◆ **Your goal**:
All lines holding the string "React" are to be shown.

◆ **Recorded information**:
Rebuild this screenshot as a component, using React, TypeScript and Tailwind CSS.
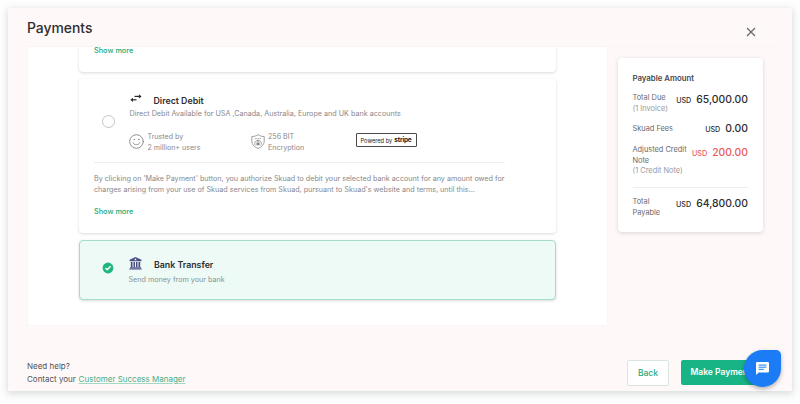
import React from "react";

function SwapArrows() {
  return (
    <svg width="12" height="9" viewBox="0 0 12 9" fill="none" stroke="#2b2b30" strokeWidth="1.2" className="block">
      <path d="M4.5 2.4H10" />
      <path d="M8.9 0.3L11.6 2.4L8.9 4.5Z" fill="#2b2b30" stroke="none" />
      <path d="M2 5.8H6.5" />
      <path d="M3 3.7L0.3 5.8L3 7.9Z" fill="#2b2b30" stroke="none" />
    </svg>
  );
}

function Smiley() {
  return (
    <svg width="15" height="15" viewBox="0 0 15 15" fill="none" stroke="#85858a" strokeWidth="0.9" strokeLinecap="round" className="block">
      <circle cx="7.5" cy="7.5" r="6.8" />
      <path d="M4.2 8.8C5 11.4 10 11.4 10.8 8.8" />
      <circle cx="5.2" cy="5.6" r="0.3" fill="#85858a" />
      <circle cx="9.8" cy="5.6" r="0.3" fill="#85858a" />
    </svg>
  );
}

function Shield() {
  return (
    <svg width="14" height="15" viewBox="0 0 14 15" fill="none" stroke="#85858a" strokeWidth="0.8" strokeLinejoin="round" className="block">
      <path d="M7 0.6C8.5 1.9 10.8 2.5 13.2 2.5V7C13.2 10.8 10.4 13.2 7 14.4C3.6 13.2 0.8 10.8 0.8 7V2.5C3.2 2.5 5.5 1.9 7 0.6Z" />
      <path d="M3.6 4.7H10.4" strokeDasharray="1.2 0.5" />
      <path d="M4.2 11.4C3 9 4 6.6 7 6.4C10 6.6 11 9 9.8 11.4" />
      <rect x="5.5" y="8.9" width="3" height="2.4" fill="#85858a" stroke="none" />
      <path d="M6.1 8.9V8.2C6.1 7.2 7.9 7.2 7.9 8.2V8.9" />
    </svg>
  );
}

function Bank() {
  return (
    <svg width="13" height="13" viewBox="0 0 13 13" fill="#4c4c82" className="block">
      <path fillRule="evenodd" d="M6.5 0L12.4 2.8V4.2H0.6V2.8ZM6.5 1.5A0.9 0.9 0 1 0 6.5 3.3A0.9 0.9 0 1 0 6.5 1.5Z" />
      <path d="M1.8 4.9H3.5V10H1.8ZM4.5 4.9H6V10H4.5ZM7 4.9H8.5V10H7ZM9.5 4.9H11.2V10H9.5ZM1 10.3H12V11.2H1ZM0.3 11.5H12.7V12.6H0.3Z" />
    </svg>
  );
}

function Amount({ value, className }: { value: string; className: string }) {
  return (
    <div className={`flex items-baseline whitespace-nowrap leading-[14px] ${className}`}>
      <span className="text-[7.2px] font-medium">USD</span>
      <span className="ml-[5px] text-[10.4px] font-medium">{value}</span>
    </div>
  );
}

export default function App() {
  return (
    <div className="h-[404px] w-[800px] overflow-hidden bg-[#fefefe] px-2 pt-2 font-['Inter',sans-serif] text-[#2d2d31]">
      <main className="relative flex h-[383px] w-[784px] flex-col bg-[#fef9f8] shadow-[0_2px_7px_1px_rgba(70,90,90,0.2)]">
        <header className="mx-[19px] flex h-[39px] shrink-0 items-start justify-between border-b border-[#faf4f3]">
          <h1 className="mt-[10px] text-[13.9px] leading-[20px] font-medium">Payments</h1>
          <svg width="10" height="10" viewBox="0 0 10 10" stroke="#66666a" strokeWidth="1.2" className="mt-[19px] mr-[17px]">
            <path d="M1 1L9 9M9 1L1 9" />
          </svg>
        </header>

        <div className="ml-[19px] flex h-[279px] shrink-0">
          <section className="flex w-[581px] flex-col border-x border-b border-[#f9f6f5] bg-white pl-[51px]">
            <div className="h-[25px] w-[477px] rounded-b-[4px] bg-white pl-[15px] text-[7.3px] leading-[8px] font-medium text-[#25a778] shadow-[0_1px_3px_rgba(0,0,0,0.15)] [clip-path:inset(0_-5px_-5px_-5px)]">
              Show more
            </div>

            <div className="mt-[7px] flex h-[154px] w-[477px] flex-col rounded-[4px] bg-white px-[15px] shadow-[0_1px_3px_rgba(0,0,0,0.15)]">
              <div className="flex h-[84px] w-[411px] border-b border-[#eeeeef] pl-[8px]">
                <div className="mt-[36px] h-[13px] w-[13px] shrink-0 rounded-full border border-[#c4c4c7]" />
                <div className="ml-[14.5px] pt-[15px]">
                  <div className="flex h-[14px]">
                    <SwapArrows />
                    <h2 className="ml-[12px] text-[8.8px] leading-[14px] font-semibold whitespace-nowrap">Direct Debit</h2>
                  </div>
                  <p className="text-[7.2px] leading-[11px] whitespace-nowrap text-[#88888c]">
                    Direct Debit Available for USA ,Canada, Australia, Europe and UK bank accounts
                  </p>
                  <div className="mt-[12px] -ml-[0.5px] flex text-[7.1px] leading-[11px] text-[#88888c]">
                    <div className="flex w-[122px] gap-[3.5px]">
                      <div className="mt-[3px]"><Smiley /></div>
                      <p>Trusted by<br />2 million+ users</p>
                    </div>
                    <div className="flex w-[104.5px] gap-[3px]">
                      <div className="mt-[3px]"><Shield /></div>
                      <p>256 BIT<br />Encryption</p>
                    </div>
                    <div className="mt-[2px] flex h-[14px] w-[61px] items-center justify-center gap-[2px] rounded-[1px] border border-[#4a4a4d] text-[5.7px] whitespace-nowrap text-[#222]">
                      <span>Powered by</span>
                      <b className="text-[6.5px] tracking-[-0.2px]">stripe</b>
                    </div>
                  </div>
                </div>
              </div>
              <p className="mt-[10px] text-[7.2px] leading-[11px] whitespace-nowrap text-[#88888c]">
                By clicking on &apos;Make Payment&apos; button, you authorize Skuad to debit your selected bank account for any amount owed for<br />
                charges arising from your use of Skuad services from Skuad, pursuant to Skuad&apos;s website and terms, until this...
              </p>
              <a className="mt-[11px] text-[7.3px] leading-[11px] font-medium text-[#25a778]">Show more</a>
            </div>

            <div className="mt-[7px] flex h-[60px] w-[477px] rounded-[4px] border border-[#a5dcc9] bg-[#edfaf6] pl-[22px] shadow-[0_1px_3px_rgba(0,0,0,0.15)]">
              <svg width="12" height="12" viewBox="0 0 12 12" className="mt-[21px]">
                <circle cx="6" cy="6" r="5.4" fill="#1fb57f" />
                <path d="M3.4 6.1L5.2 7.8L8.6 4.3" fill="none" stroke="#fff" strokeWidth="1.4" />
              </svg>
              <div className="ml-[14.5px] pt-[16px]">
                <div className="flex h-[16px]">
                  <Bank />
                  <h2 className="ml-[12.5px] text-[8.8px] leading-[16px] font-semibold">Bank Transfer</h2>
                </div>
                <p className="text-[7.2px] leading-[13px] text-[#8a9292]">Send money from your bank</p>
              </div>
            </div>
          </section>

          <aside className="mt-[11px] ml-[10px] h-[174px] w-[145px] rounded-[4px] bg-white pt-[15px] pr-[15px] pl-[14.5px] text-[7.4px] leading-[10.5px] text-[#69696d] shadow-[0_1px_4px_rgba(0,0,0,0.15)]">
            <h2 className="text-[7.8px] leading-[11px] font-semibold text-[#48484c]">Payable Amount</h2>
            <div className="mt-[9px] flex h-[31px] justify-between">
              <p>Total Due<br /><span className="text-[#99999c]">(1 Invoice)</span></p>
              <Amount value="65,000.00" className="text-[#2d2d31]" />
            </div>
            <div className="flex h-[21px] justify-between">
              <p>Skuad Fees</p>
              <Amount value="0.00" className="-mt-[2px] text-[#2d2d31]" />
            </div>
            <div className="flex h-[43px] justify-between border-b border-[#eeeeef]">
              <p className="whitespace-nowrap">Adjusted Credit<br />Note<br /><span className="text-[#99999c]">(1 Credit Note)</span></p>
              <Amount value="200.00" className="mt-[1px] text-[#e65b5b]" />
            </div>
            <div className="mt-[9px] flex justify-between">
              <p>Total<br />Payable</p>
              <Amount value="64,800.00" className="text-[#2d2d31]" />
            </div>
          </aside>
        </div>

        <footer className="mx-[19px] mt-[26px] flex h-[39px] items-start justify-between border-t border-[#fbf7f5]">
          <p className="mt-[7px] text-[8px] leading-[13px] text-[#505054]">
            Need help?<br />
            Contact your <a className="ml-[0.5px] text-[#48ad89] underline decoration-[#a5d8c5] decoration-[0.5px] underline-offset-1">Customer Success Manager</a>
          </p>
          <div className="mt-[7px] mr-[9px] flex gap-[12px]">
            <button className="h-[26px] w-[42px] rounded-[2px] border border-[#d9e5df] bg-white text-[8.5px] font-medium text-[#2aa779]">Back</button>
            <button className="h-[25px] w-[83px] rounded-[2px] bg-[#18b486] pl-[9.5px] text-left text-[8.5px] font-semibold whitespace-nowrap text-white">Make Payment</button>
          </div>
        </footer>

        <div className="absolute top-[342px] left-[736px] flex h-[37px] w-[37px] items-center justify-center rounded-[18.5px] rounded-tr-[5px] bg-[#1b7cf5] shadow-[0_2px_4px_rgba(0,0,0,0.3)]">
          <svg width="13" height="13" viewBox="0 0 13 13">
            <path d="M1.2 0H11.8Q13 0 13 1.2V9.2Q13 10.4 11.8 10.4H2.6L0 13V1.2Q0 0 1.2 0Z" fill="#fff" />
            <path d="M2.6 3.1H10.4M2.6 5.2H10.4M2.6 7.3H7.8" stroke="#1b7cf5" strokeWidth="1" />
          </svg>
        </div>
      </main>
    </div>
  );
}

◆ **Response to the exercise**:
Rebuild this screenshot as a component, using React, TypeScript and Tailwind CSS.
import React from "react";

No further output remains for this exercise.